Calipari started to talk about the uber-athleticism of returning McDonald’s All-American power forward Daimion Collins, calling him a “difference-maker” on this season’s team that can do things on the court that other players simply cannot.

Payne interrupted his former boss. “X-Man,” he said of Collins, nodding at Calipari.

The Kentucky coach returned the compliments, but they were reserved mainly for Louisville’s new coach, not his players. Not just yet, at least.

“We don’t know who we’re afraid of yet, because he hasn’t started coaching them yet,” Calipari said. “And so I’m telling you, there will be players that you will be like, ‘Wow!’ Some of them that came back, and you’ll say, ‘He was never like that.’”

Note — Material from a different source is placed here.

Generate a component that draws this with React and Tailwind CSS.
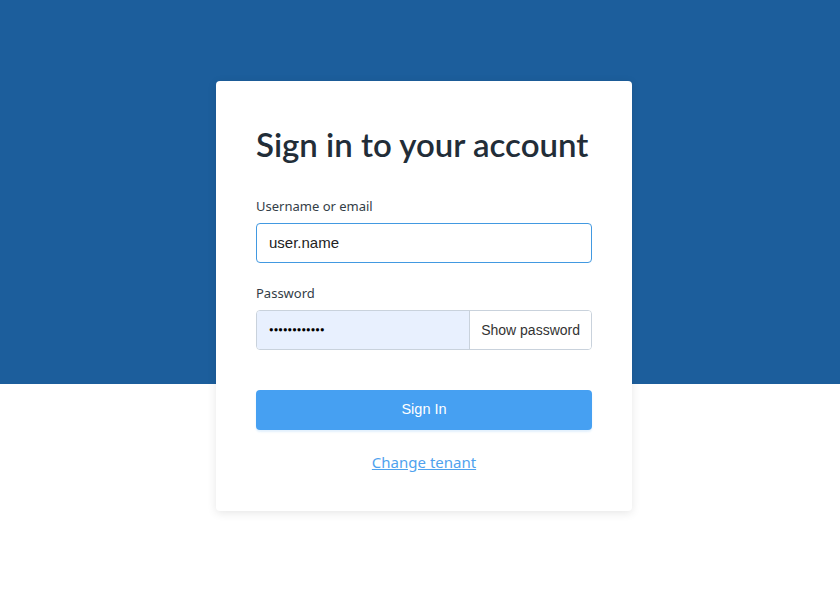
export default function App() {
  return (
    <div className="relative h-[598px] w-[840px] bg-white font-['Noto_Sans',sans-serif]">
      <div className="absolute inset-x-0 top-0 h-[384px] bg-[#1c5e9c]" />
      <div className="relative flex justify-center pt-[81px] pl-2">
        <div className="w-[416px] rounded-[4px] bg-white px-10 pt-[43px] pb-[37px] shadow-[0_2px_10px_rgba(0,0,0,0.1)]">
          <h1 className="whitespace-nowrap font-['Lato',sans-serif] text-[33px] font-semibold leading-[40px] text-[#222d38]">
            Sign in to your account
          </h1>
          <div className="mt-[32px]">
            <label className="block text-[13px] leading-[20px] text-[#333d47]">Username or email</label>
            <div className="mt-[7px] flex h-10 items-center rounded-[4px] border border-[#4299e1] px-3 font-['Liberation_Sans',sans-serif] text-[15px] text-[#222]">
              user.name
            </div>
          </div>
          <div className="mt-[20px]">
            <label className="block text-[13px] leading-[20px] text-[#333d47]">Password</label>
            <div className="mt-[7px] flex h-10 overflow-hidden rounded-[4px] border border-[#c9d2dc]">
              <div className="flex flex-1 items-center bg-[#e8f0fe] px-3 font-['Liberation_Sans',sans-serif] text-[7.5px] tracking-[0.1px] text-black">
                ●●●●●●●●●●●●
              </div>
              <button className="border-l border-[#c9d2dc] bg-white px-[11px] font-['Liberation_Sans',sans-serif] text-[14px] text-[#333]">
                Show password
              </button>
            </div>
          </div>
          <button className="mt-[40px] h-10 w-full rounded-[4px] bg-[#46a0f2] font-['Liberation_Sans',sans-serif] text-[14.5px] text-white shadow-[0_2px_2px_rgba(70,160,242,0.15)]">
            Sign In
          </button>
          <div className="mt-[20px] text-center">
            <a className="text-[15px] leading-[24px] text-[#4fa2ee] underline">Change tenant</a>
          </div>
        </div>
      </div>
    </div>
  );
}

Whatever has and will happen behind the scenes on the recruiting trail didn’t spill over into this conversation, with Payne repeatedly crediting Calipari with helping him reach this point in his career, Calipari repeatedly talking up his former assistant as a man who will rebuild the Cardinals’ program to past greatness.

“It was unbelievable the way he received me,” Payne said. “When you go through this as a coach, and you’re young, you have to have mentors. You have to have people who care about you first — where it’s not just a job. And every single day that I was with Cal, for 10 years — unbelievable experience. I love him.”

Their relationship has been getting a test over the past few months, and things won’t be any easier from here, with heated rivalry games to be played and more high-profile recruiting battles to be fought.

The spark is back in Kentucky vs. Louisville, even if it’s all smiles for now.

“It’s good for our state,” Calipari said of his protege’s new position. “It’s good for this city. It’s good for the university. … It’s exciting for me to watch.”